I get extremely attached to animals, and I already have anxiety and depression, so I was in a pretty bad state. I went to my psychiatrist and got an increase in my SSRI, escitalopram. I also described what I was going through and asked her if she thought an emotional support dog would be a good idea for me. I felt like I needed an animal in my life but I couldn’t bring myself to “replace” the cats I was still mourning. Plus, I’ve always wanted my own dog, ever since I was a kid, and a dog would help me feel a bit safer in the event that a random man from YouTube showed up to kill me.
The psychiatrist agreed that a dog could probably help me out. So, a few weeks later, I happened across a woman who had a puppy she couldn’t keep. The puppy was living in a car and she didn’t want to give it to a shelter. She said he was a German shepherd and lab mix, which was exactly what I wanted: big, smart, cuddly, but intimidating.

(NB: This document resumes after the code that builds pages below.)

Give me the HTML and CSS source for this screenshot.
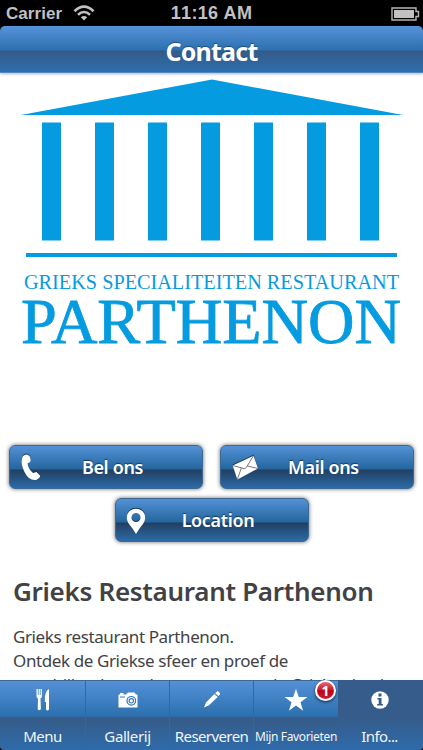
FILE: index.html
```html
<!DOCTYPE html>
<html lang="nl">
<head>
<meta charset="utf-8">
<title>Contact</title>
<link rel="stylesheet" href="styles.css">
</head>
<body>
<div class="app">
  <div class="status">
    <span class="carrier">Carrier</span>
    <svg class="wifi" width="22" height="18" viewBox="0 0 22 18" fill="none" stroke="#c1c1c1" stroke-width="2.6"><path d="M1.500 7.200Q11-1.800 20.500 7.200M5 10.800Q11 5.200 17 10.800"/><path d="M11 16.500L7.800 13.200Q11 10.600 14.200 13.200Z" fill="#c1c1c1" stroke="none"/></svg>
    <span class="clock">11:16 AM</span>
    <svg class="battery" width="29" height="14" viewBox="0 0 29 14"><path d="M1 1H25V4.500H27.500V9.500H25V13H1Z" fill="none" stroke="#b5b5b5" stroke-width="1.400"/><path d="M3 3H23V11H3Z" fill="#c1c1c1"/></svg>
  </div>
  <header class="header"><h1>Contact</h1></header>
  <main class="content">
    <svg class="logo" width="423" height="372" viewBox="0 73 423 372" fill="#059be1">
      <path d="M21 115L212 79.500L403 115Z"/>
      <path d="M42 122.500h19v118H42zM95 122.500h19v118H95zM148 122.500h19v118H148zM201 122.500h19v118H201zM254 122.500h19v118H254zM307 122.500h19v118H307zM360 122.500h19v118H360z"/>
      <path d="M26 253H397V257H26Z"/>
      <text x="24" y="289" font-size="20.800" textLength="375" lengthAdjust="spacingAndGlyphs">GRIEKS SPECIALITEITEN RESTAURANT</text>
      <text x="21" y="343" font-size="64" stroke="#059be1" stroke-width=".8" textLength="380" lengthAdjust="spacingAndGlyphs">PARTHENON</text>
    </svg>
    <div class="buttons">
      <a class="button"><svg class="btn-icon" width="20" height="27" viewBox="0 0 20 27"><path d="M6 .5L8.500 2Q10.500 6 9 8L6.500 9.500Q7.500 15 12 19L15.500 18L19 21.500Q19.500 24 15 26Q8 27 3.500 18Q-1.500 7 2 2Q4 .2 6 .5Z"/></svg><span>Bel ons</span></a>
      <a class="button"><svg class="btn-icon mail" width="27" height="26" viewBox="0 0 27 26"><path d="M.7 10.500L21.500 .7L26 13.500L5.300 24.500Z"/><path d="M.7 10.500L12.300 13.600Q14 13.500 14.500 12.200L21.500 .7M5.300 24.500L9.300 13M26 13.500L15.500 11" fill="none" stroke="#666" stroke-width=".9"/></svg><span>Mail ons</span></a>
      <a class="button"><svg class="btn-icon pin" width="20" height="27" viewBox="0 0 20 27"><path fill-rule="evenodd" d="M10 .8C4.500 .8 .8 4.800 .8 9.500C.8 14 4 17 6.500 20.500L10 26L13.500 20.500C16 17 19.200 14 19.200 9.500C19.200 4.800 15.500 .8 10 .8ZM10 5A4.500 4.500 0 1 1 10 14A4.500 4.500 0 1 1 10 5Z"/></svg><span>Location</span></a>
    </div>
    <h2>Grieks Restaurant Parthenon</h2>
    <p>Grieks restaurant Parthenon.<br>Ontdek de Griekse sfeer en proef de<br>verschillende smaken van <span class="end">de Griekse keuken</span></p>
  </main>
  <nav class="tabs">
    <a class="tab"><svg width="14" height="24" viewBox="0 0 14 24" fill="#fff"><path d="M.5 1H1.800V7H2.600V1H3.800V7H4.600V1H5.900V8Q5.900 10 4.500 10.500L4.900 21Q3.200 23.600 1.700 21L2 10.500Q.5 10 .5 8ZM13 1V21.500Q11.500 23.500 10 21.500V14H8.800Q8.500 3 13 1Z"/></svg><span class="t1">Menu</span></a>
    <a class="tab"><svg width="20" height="24" viewBox="0 0 20 24" fill="#fff"><path d="M1 6.500H2V5H5.500V6.500H8L10 4.500H16.500L18 6.500H19.500V19.500H.5V6.500Z"/><path d="M2 9H7" stroke="#3b7bbd"/><circle cx="13.300" cy="12.800" r="4.300" stroke="#3476b6" stroke-width="1.200"/><circle cx="13.300" cy="12.800" r="2.200" stroke="#3476b6" stroke-width="1.100"/></svg><span class="t2">Gallerij</span></a>
    <a class="tab"><svg width="18" height="24" viewBox="0 0 18 24" fill="#fff"><path d="M1 19.500L3 14.500L11.300 6L14.700 8.900L6 17.200ZM12.200 5.200L14 3.500Q15 3 16.300 4.200Q17.500 5.500 16.800 6.500L15.400 8Z"/></svg><span class="t3">Reserveren</span></a>
    <a class="tab"><svg width="24" height="24" viewBox="0 0 24 24" fill="#fff"><path d="M12 .8L14.800 9H23.500L16.500 14.300L19.100 22.700L12 17.600L4.900 22.700L7.500 14.300L.5 9H9.200Z"/></svg><span class="t4">Mijn Favorieten</span><b class="badge">1</b></a>
    <a class="tab active"><svg width="18" height="24" viewBox="0 0 18 24"><circle cx="9" cy="12" r="8.700" fill="#fff"/><path d="M7.500 5.500H10.500V8.500H7.500ZM6.500 10H10.500V16H12V17.500H6.200V16H7.700V11.500H6.500Z" fill="#365c8b"/></svg><span class="t5">Info...</span></a>
  </nav>
</div>
</body>
</html>
```
FILE: styles.css
```css
* { box-sizing: border-box; }
body { margin: 0; background: #000; font-family: "Noto Sans", "Open Sans", sans-serif; }
.app { width: 423px; height: 750px; display: flex; flex-direction: column; overflow: hidden; background: #000; }
.status { height: 26px; flex: none; display: grid; grid-template-columns: 57px 1fr 1fr 29px; column-gap: 10px; align-items: center; padding: 0 3px 0 6px; color: #c1c1c1; font: bold 17px/26px "Liberation Sans", sans-serif; position: relative; }
.carrier { letter-spacing: .05px; padding-top: 1px; }
.clock { position: absolute; left: 0; right: 0; top: 0; text-align: center; font-size: 18px; font-kerning: none; letter-spacing: .3px; }
.wifi { margin-top: -1px; }
.battery { grid-column: 4; }
.header { height: 47px; flex: none; border-radius: 5px 5px 0 0; background: linear-gradient(#5693d9 0, #2c70af 24px, #355b88 25px, #2d6ead 46px, #78a3cc 47px); box-shadow: 0 1px 3px #3a71aa80; position: relative; }
h1 { margin: 0; text-align: center; color: #fff; font-size: 25px; line-height: 50px; letter-spacing: -.8px; text-shadow: 0 -1px 1px #234d7a; }
.content { height: 607px; flex: none; overflow: hidden; background: #fff; color: #424244; }
.logo { display: block; font-family: "Liberation Serif", serif; }
.buttons { display: flex; flex-wrap: wrap; justify-content: center; gap: 9px 17px; }
.button { width: 194px; height: 44px; border-radius: 6px; display: flex; align-items: center; justify-content: center; position: relative; padding-left: 13px; color: #fff; font-size: 18px; font-weight: 600; letter-spacing: -.35px; background: linear-gradient(#5391d5 0, #24669f 23px, #233f61 24px, #2b70af 44px); border: 1px solid #3c6894; box-shadow: 0 0 4px #0009; text-shadow: 0 -1px 1px #173b60; }
.btn-icon { position: absolute; left: 11px; top: 8px; fill: #fff; filter: drop-shadow(0 -1px 0 #193653); }
.btn-icon.pin { left: 10px; top: 9px; }
.btn-icon.mail { top: 9px; }
.button span { line-height: 40px; margin-top: -1px; white-space: nowrap; }
h2 { margin: 31px 0 0 13px; font-size: 26px; font-weight: 600; line-height: 37px; letter-spacing: -.3px; white-space: nowrap; }
p { margin: 15px 0 0 13px; font-size: 17px; line-height: 24px; letter-spacing: -.4px; white-space: nowrap; }
.end { margin-left: 54px; }
.tabs { height: 70px; flex: none; display: grid; grid-template-columns: 86px 84px 84px 84px 85px; border-radius: 0 0 4px 4px; background: linear-gradient(#5592d8 0, #2c70af 36px, #365b88 38px, #2e6baa 70px); box-shadow: inset 0 1px #3c6895; position: relative; }
.tab { min-width: 0; display: flex; flex-direction: column; align-items: center; padding-top: 8px; position: relative; color: #f1f5fa; font-size: 15px; border-right: 1px solid #41648b; }
.tab span { line-height: 20px; margin-top: 14px; white-space: nowrap; }
.tab:nth-child(4) { border-right: 0; }
.tab.active { border: 0; padding-right: 2px; background: linear-gradient(#365c8b 0, #365c8b 38px, #2e6baa 70px); border-radius: 0 0 4px; }
.t1 { letter-spacing: -.5px; }
.t2 { letter-spacing: -.4px; }
.t3 { letter-spacing: -.6px; }
.tab .t4 { font-size: 12px; letter-spacing: -.35px; padding-top: 1px; }
.t5 { letter-spacing: -.6px; }
.badge { position: absolute; left: 61px; top: 0; width: 21px; height: 21px; border: 2px solid #fff; border-radius: 50%; background: linear-gradient(#e36b75 0, #ce1426 48%, #bd0015 52%, #ce1d30); box-shadow: 0 1px 3px #000b; font: bold 14px/17px "Noto Sans", sans-serif; text-align: center; color: #fff; }
```
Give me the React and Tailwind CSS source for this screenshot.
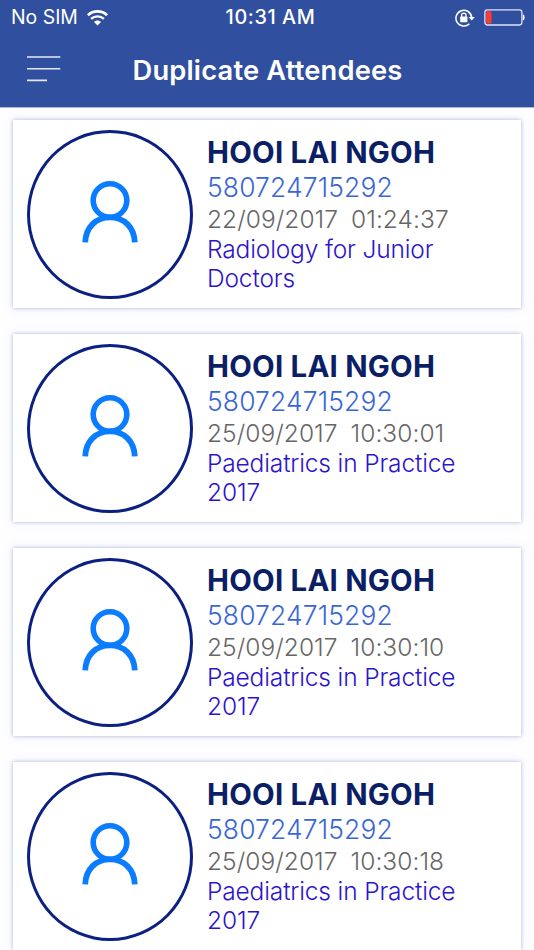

Spoiler alert: Indy is almost definitely not several of those things. To make matters worse, when he was a puppy there were times when I hated his guts. Puppies are basically adorable machines that convert kibble and water into poop and pee, which they deposit everywhere. Everywhere! At all times of the day and night! I had to take him out for walks constantly in the hopes that he’d accidentally pee out there instead of on my bed. Walking him was a horrific chore, especially because it was a soggy, cold winter.
In the evening I’d be exhausted, and all I would want to do is lounge around in my underpants getting super high and/or drunk (remember, I was depressed). But I couldn’t do those things — I had to stay dressed and sober because every two hours I’d have to take this little shit machine outside. And then he wouldn’t pee, and wait until we got inside to do that, and I’d be up all night scrubbing the floor. For awhile I wondered what the point of an emotional support dog is when he makes you more anxious and keeps you from doing the things you do to relax.
But eventually I realized that the things I did to relax were ultimately unhealthy. It was harder to keep my bra on and drink water instead of wine, and it was harder to go outside for a walk instead of watching Netflix, but it was better for me. And if Indy hadn’t been there to force me to do those things, I would have been way worse off now.
But now Indy is the puppy equivalent of a tween, and he’s a good one. He no longer has accidents in the house. He rarely eats things he’s not supposed to, like napkins or USB cables. And he makes me smile pretty much every time I look at him. I mean, seriously, look at him. He’s the living embodiment of sunshine.
And he no longer needs walks every two hours, but he does manage to get both of us out the house at least five times a day for walks, runs, and games of fetch. And sure enough, yeah, it makes him happy and it makes me happy.
I didn’t get the big, smart dog I thought I wanted, but I did get the emotional support dog I needed.